Aujourd’hui, je ne me dirai pas que j’avais encore tellement de travail à faire à cette heure-ci. Non, je vais courir prendre mes enfants dans mes bras, passer ma main dans leur chevelure. Leur faire des bisous dans le cou.
Et encore. Et encore.
De très grosses bises, Marie. <3
C’est dingue comme ça fait revoir ses priorités, ce genre d’évènements… Nous en discutions justement avec ma voisine, ce midi, qui a récupéré sa fille à l’école au lieu de la laisser manger à la cantine comme d’habitude le lundi. Besoin d’une bonne dose d’innocence et de câlin, besoin de profiter de ceux qu’on aime… Bises à toi aussi
♥
<3
Que ce monde est dur…
Et qu’il est glaçant de se dire que j’aurais pu être au match de foot… ou encore que l’attentat aurait pu se dérouler à midi, au moment où je suis passé à 100m de l’endroit où sont mortes 19 personnes rue de Charonne…
Oui, le monde est horrible. Ou plutôt ces fous sont horribles. Et, s’ils ont envie de tuer ainsi, c’est qu’ils n’ont jamais pris d’enfant dans leurs bras, qu’ils n’ont jamais senti la vie se blotir contre eux. Bref, qu’ils n’ont jamais connu la vie.
Tu as raison. Il leur manque quelque chose d’essentiel: la vie, l’amour.

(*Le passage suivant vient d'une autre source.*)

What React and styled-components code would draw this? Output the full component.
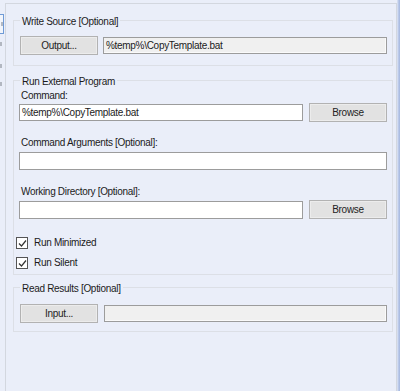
import React from 'react';
import styled, { createGlobalStyle } from 'styled-components';

const GlobalStyle = createGlobalStyle`
  html, body {
    margin: 0;
    padding: 0;
    background: #eaeef9;
  }
`;

export default function App() {
  return (
    <Page>
      <GlobalStyle />
      <TabStrip>
        <TabActive><TabMark /></TabActive>
        <TabMark $top={8} />
        <TabMark $top={18} />
        <TabMark $top={14} />
      </TabStrip>
      <Panel>
        <Group $bottom={10}>
          <Legend>Write Source [Optional]</Legend>
          <Body>
            <Row $top={9}>
              <Button>Output...</Button>
              <Field $readOnly>%temp%\CopyTemplate.bat</Field>
            </Row>
          </Body>
        </Group>

        <Group $mt={7} $bottom={4}>
          <Legend>Run External Program</Legend>
          <Body>
            <Label $top={2}>Command:</Label>
            <Row $top={0}>
              <Field>%temp%\CopyTemplate.bat</Field>
              <Button>Browse</Button>
            </Row>
            <Label $top={14}>Command Arguments [Optional]:</Label>
            <Field $top={2} $h={18} $block />
            <Label $top={15}>Working Directory [Optional]:</Label>
            <Row $top={1}>
              <Field $h={18} />
              <Button>Browse</Button>
            </Row>
            <Check $top={17} label="Run Minimized" />
            <Check $top={6} label="Run Silent" />
          </Body>
        </Group>

        <Group $mt={5} $bottom={8}>
          <Legend>Read Results [Optional]</Legend>
          <Body>
            <Row $top={10}>
              <Button>Input...</Button>
              <Field $readOnly $gap={1} />
            </Row>
          </Body>
        </Group>
      </Panel>
      <Edge />
    </Page>
  );
}

function Check({ label, $top }) {
  return (
    <CheckRow $top={$top}>
      <Box>
        <svg width="9" height="9" viewBox="0 0 9 9">
          <path d="M1 4.5 L3.5 7 L8 1.5" fill="none" stroke="#333" strokeWidth="1.2" />
        </svg>
      </Box>
      <CheckText>{label}</CheckText>
    </CheckRow>
  );
}

const Page = styled.div`
  display: flex;
  width: 400px;
  height: 391px;
  overflow: hidden;
  background: #eaeef9;
  font-family: "Liberation Sans", Arial, sans-serif;
  font-size: 10px;
  letter-spacing: -0.3px;
  color: #1b1b1b;
`;

const TabStrip = styled.div`
  width: 5px;
  display: flex;
  flex-direction: column;
  padding-top: 14px;
`;

const TabActive = styled.div`
  width: 3px;
  height: 18px;
  border: 1px solid #6f9ad6;
  border-left: none;
  background: #f2f5fb;
  display: flex;
  align-items: center;
  justify-content: center;
`;

const TabMark = styled.div`
  width: 2px;
  height: 4px;
  margin-top: ${p => p.$top || 0}px;
  background: #9aa0aa;
  opacity: 0.7;
`;

const Panel = styled.div`
  flex: 1;
  margin-top: 3px;
  border-top: 1px solid #d3d7df;
  border-left: 1px solid #d3d7df;
  border-right: 1px solid #d3d7df;
  padding: 9px 3px 0 7px;
  display: flex;
  flex-direction: column;
`;

const Edge = styled.div`
  width: 3px;
  background: linear-gradient(to right, #dfe6f5, #b3c3e6 60%, #a6b8e0);
`;

const Group = styled.fieldset`
  flex: none;
  margin: ${p => p.$mt || 0}px 0 0 0;
  padding: 0 5px ${p => p.$bottom}px 5px;
  border: 1px solid #dcdfe6;
  min-inline-size: 0;
`;

const Legend = styled.legend`
  padding: 4px 2px 0;
  margin-left: 1px;
  line-height: 10px;
  font-size: 10px;
  color: #1b1b1b;
`;

const Body = styled.div`
  display: flex;
  flex-direction: column;
`;

const Row = styled.div`
  display: flex;
  align-items: center;
  gap: 5px;
  height: 19px;
  margin-top: ${p => p.$top || 0}px;
`;

const Label = styled.div`
  line-height: 14px;
  margin-top: ${p => p.$top || 0}px;
  padding-left: 2px;
`;

const Button = styled.div`
  flex: none;
  width: 78px;
  height: 19px;
  box-sizing: border-box;
  margin-left: 1px;
  background: #e2e2e2;
  border: 1px solid #b2b2b2;
  box-shadow: inset 0 0 0 1px #ececec;
  display: flex;
  align-items: center;
  justify-content: center;
  color: #222;
`;

const Field = styled.div`
  flex: ${p => (p.$block ? 'none' : '1')};
  height: ${p => p.$h || 17}px;
  box-sizing: border-box;
  margin-top: ${p => p.$top || 0}px;
  margin-left: ${p => p.$gap || 0}px;
  background: ${p => (p.$readOnly ? '#f0f0f0' : '#ffffff')};
  border: 1px solid #9c9c9c;
  box-shadow: ${p => (p.$readOnly ? 'inset -1px -1px 0 #fafafa' : 'none')};
  padding-left: 2px;
  display: flex;
  align-items: center;
  white-space: nowrap;
  overflow: hidden;
`;

const CheckRow = styled.div`
  display: flex;
  align-items: center;
  gap: 6px;
  height: 14px;
  margin-top: ${p => p.$top || 0}px;
  margin-left: -3px;
`;

const Box = styled.div`
  width: 12px;
  height: 12px;
  box-sizing: border-box;
  border: 1px solid #555;
  background: #fff;
  display: flex;
  align-items: center;
  justify-content: center;
`;

const CheckText = styled.span`
  line-height: 14px;
`;
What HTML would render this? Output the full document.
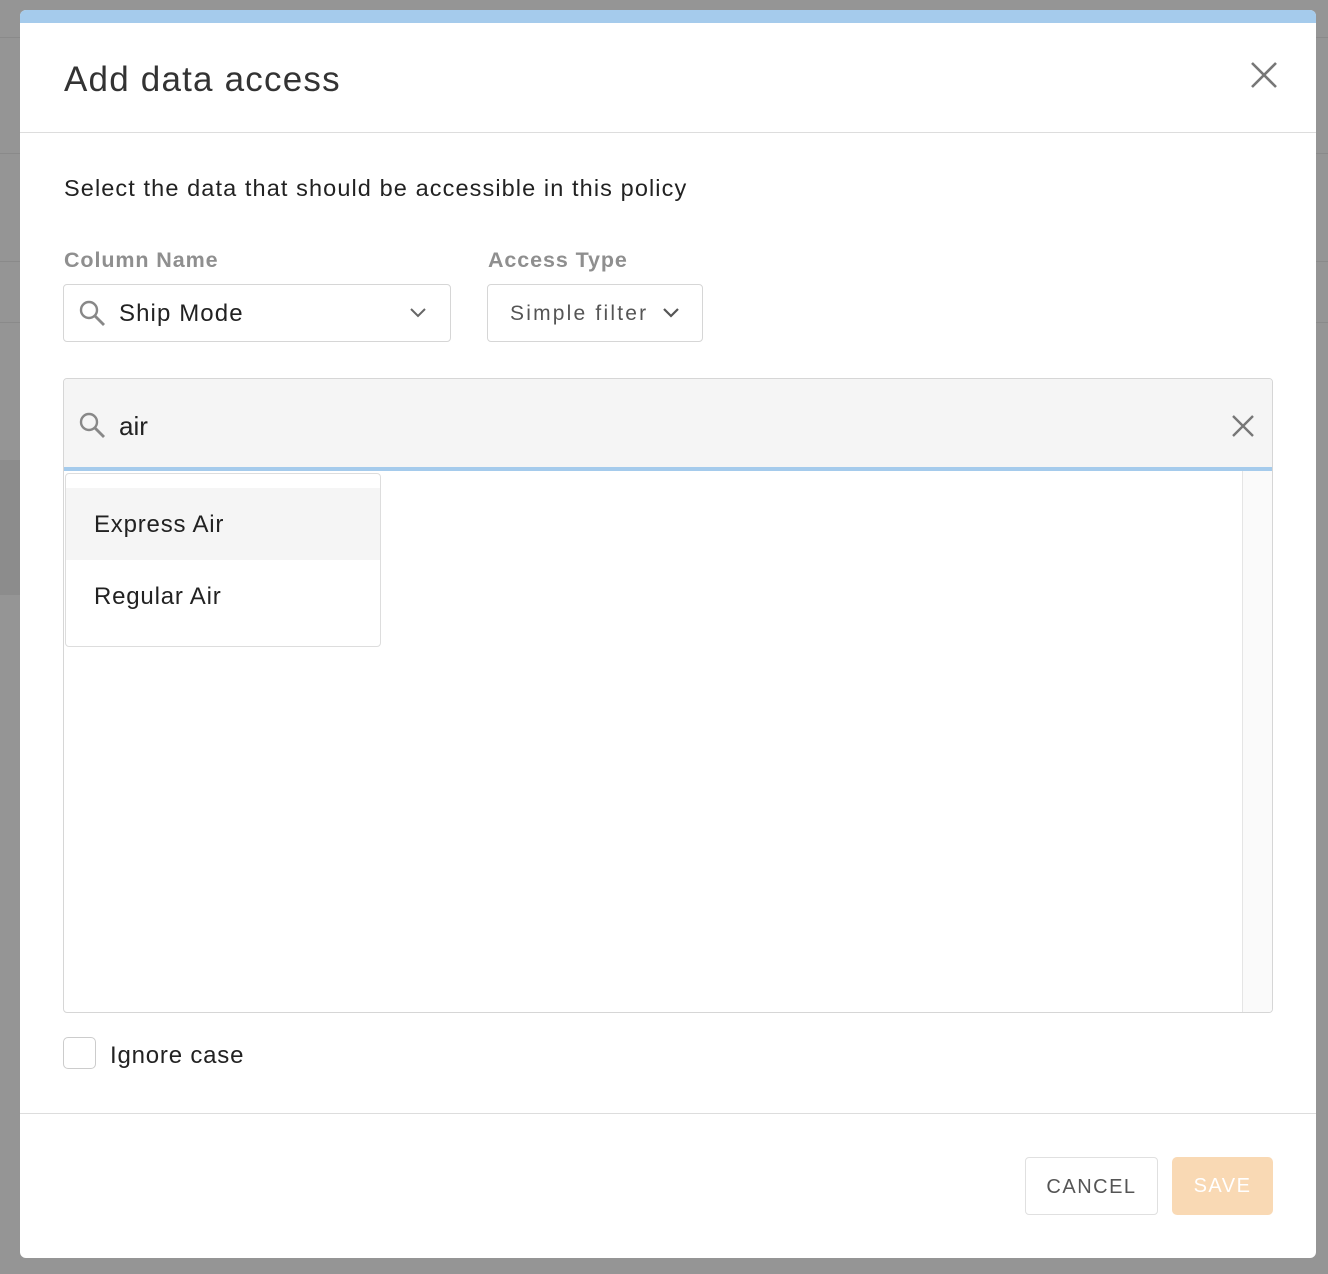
<!DOCTYPE html>
<html><head><meta charset="utf-8"><style>
*{box-sizing:border-box;margin:0;padding:0}
body{width:1328px;height:1274px;background:#959595;position:relative;overflow:hidden;font-family:"Liberation Sans",sans-serif}
.hl{position:absolute;left:0;width:1328px;height:1px;background:#8a8a8a}
.modal{position:absolute;left:20px;top:10px;width:1296px;height:1248px;background:#fff;border-radius:6px;overflow:hidden}
.topbar{position:absolute;left:0;top:0;width:100%;height:13px;background:#a5cbec}
.abs{position:absolute}
.title{left:44px;top:50px;font-size:35px;color:#333;letter-spacing:1.2px}
.sub{left:44px;top:165px;font-size:23.5px;color:#222;letter-spacing:1.1px}
.lbl{top:238px;font-size:21.5px;color:#8f8f8f;font-weight:bold;letter-spacing:0.9px}
.box{border:1px solid #d6d6d6;border-radius:4px;background:#fff}
</style></head><body>
<div class="hl" style="top:37px"></div>
<div class="hl" style="top:153px"></div>
<div class="hl" style="top:261px"></div>
<div class="hl" style="top:322px"></div>
<div class="abs" style="left:0;top:460px;width:20px;height:135px;background:#8c8c8c"></div>
<div class="modal">
 <div class="topbar"></div>
 <div class="abs title">Add data access</div>
 <svg class="abs" style="left:1231px;top:52px" width="26" height="26" viewBox="0 0 26 26"><path d="M1 1L25 25M25 1L1 25" stroke="#777" stroke-width="2.6"/></svg>
 <div class="abs" style="left:0;top:122px;width:100%;height:1px;background:#ddd"></div>
 <div class="abs sub">Select the data that should be accessible in this policy</div>
 <div class="abs lbl" style="left:44px">Column Name</div>
 <div class="abs lbl" style="left:468px">Access Type</div>
 <div class="abs box" style="left:43px;top:274px;width:388px;height:58px">
  <svg class="abs" style="left:15px;top:15px" width="28" height="28" viewBox="0 0 28 28"><circle cx="10" cy="10" r="8" fill="none" stroke="#888" stroke-width="2.4"/><path d="M16 16L25 25" stroke="#888" stroke-width="2.8"/></svg>
  <div class="abs" style="left:55px;top:15px;font-size:24px;color:#222;letter-spacing:1.1px">Ship Mode</div>
  <svg class="abs" style="left:346px;top:23px" width="16" height="10" viewBox="0 0 16 10"><path d="M1 1L8 8L15 1" fill="none" stroke="#666" stroke-width="2"/></svg>
 </div>
 <div class="abs box" style="left:467px;top:274px;width:216px;height:58px">
  <div class="abs" style="left:22px;top:17px;font-size:21px;color:#555;letter-spacing:2.2px">Simple filter</div>
  <svg class="abs" style="left:175px;top:23px" width="16" height="10" viewBox="0 0 16 10"><path d="M1 1L8 8L15 1" fill="none" stroke="#555" stroke-width="2.2"/></svg>
 </div>
 <div class="abs box" style="left:43px;top:368px;width:1210px;height:635px;overflow:hidden">
  <div class="abs" style="left:0;top:0;width:100%;height:89px;background:#f5f5f5"></div>
  <div class="abs" style="left:0;top:88px;width:100%;height:4px;background:#a5cbec"></div>
  <svg class="abs" style="left:15px;top:33px" width="28" height="28" viewBox="0 0 28 28"><circle cx="10" cy="10" r="8" fill="none" stroke="#888" stroke-width="2.4"/><path d="M16 16L25 25" stroke="#888" stroke-width="2.8"/></svg>
  <div class="abs" style="left:55px;top:32px;font-size:26px;color:#222">air</div>
  <svg class="abs" style="left:1168px;top:36px" width="22" height="22" viewBox="0 0 22 22"><path d="M1 1L21 21M21 1L1 21" stroke="#777" stroke-width="2.4"/></svg>
  <div class="abs" style="left:1178px;top:92px;width:31px;height:545px;background:#fafafa;border-left:1px solid #e5e5e5"></div>
  <div class="abs" style="left:1px;top:94px;width:316px;height:174px;border:1px solid #ddd;border-radius:4px;background:#fff;overflow:hidden">
   <div class="abs" style="left:0;top:14px;width:100%;height:72px;background:#f5f5f5"></div>
   <div class="abs" style="left:28px;top:37px;font-size:24px;color:#222;letter-spacing:0.8px">Express Air</div>
   <div class="abs" style="left:28px;top:109px;font-size:24px;color:#222;letter-spacing:0.8px">Regular Air</div>
  </div>
 </div>
 <div class="abs" style="left:43px;top:1027px;width:33px;height:32px;border:1px solid #ccc;border-radius:5px"></div>
 <div class="abs" style="left:90px;top:1032px;font-size:24px;color:#222;letter-spacing:0.8px">Ignore case</div>
 <div class="abs" style="left:0;top:1103px;width:100%;height:1px;background:#ddd"></div>
 <div class="abs box" style="left:1005px;top:1147px;width:133px;height:58px;border-color:#e0e0e0">
  <div class="abs" style="left:0;top:18px;width:100%;text-align:center;font-size:20px;color:#555;letter-spacing:1.5px">CANCEL</div>
 </div>
 <div class="abs" style="left:1152px;top:1147px;width:101px;height:58px;background:#f9d9b4;border-radius:5px">
  <div class="abs" style="left:0;top:18px;width:100%;text-align:center;font-size:20px;color:#fff;letter-spacing:1.5px">SAVE</div>
 </div>
</div>
</body></html>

Tu me donnes froid dans le dos avec tes expériences parisiennes. Prends soin de toi, surtout.
Le carnage, l’horrible tourbillon… et puis un flottement… Je ne sais pas si on est dans la phase où le monde recommence à respirer, malgré les nombreux messages d’espoir. Pour ma part il me faut encore du temps pour digérer tout ça avant de peut-être poser des mots. La réaction de mes enfants, c’est maintenant, suite aux nouvelles mesures de « sécurité » (bousculade devant l’école = sécurité ?) mise en place. L’onde de choc les atteint maintenant. Et moi ? En tout cas, bravo d’avoir pu écrire et soulager ton cœur !
Merci pour tes mots. Ca m’a fait du bien, vraiment. D’un autre côté, je suis encore en état de choc, je pense. En tous cas, pas du tout rassurée à l’idée de devoir parfois aller à Paris… Quant aux « mesures de sécurité », je suis bien d’accord avec toi… Pour certaines, on voit bien l’utilité, mais pour d’autres, au-secours !!!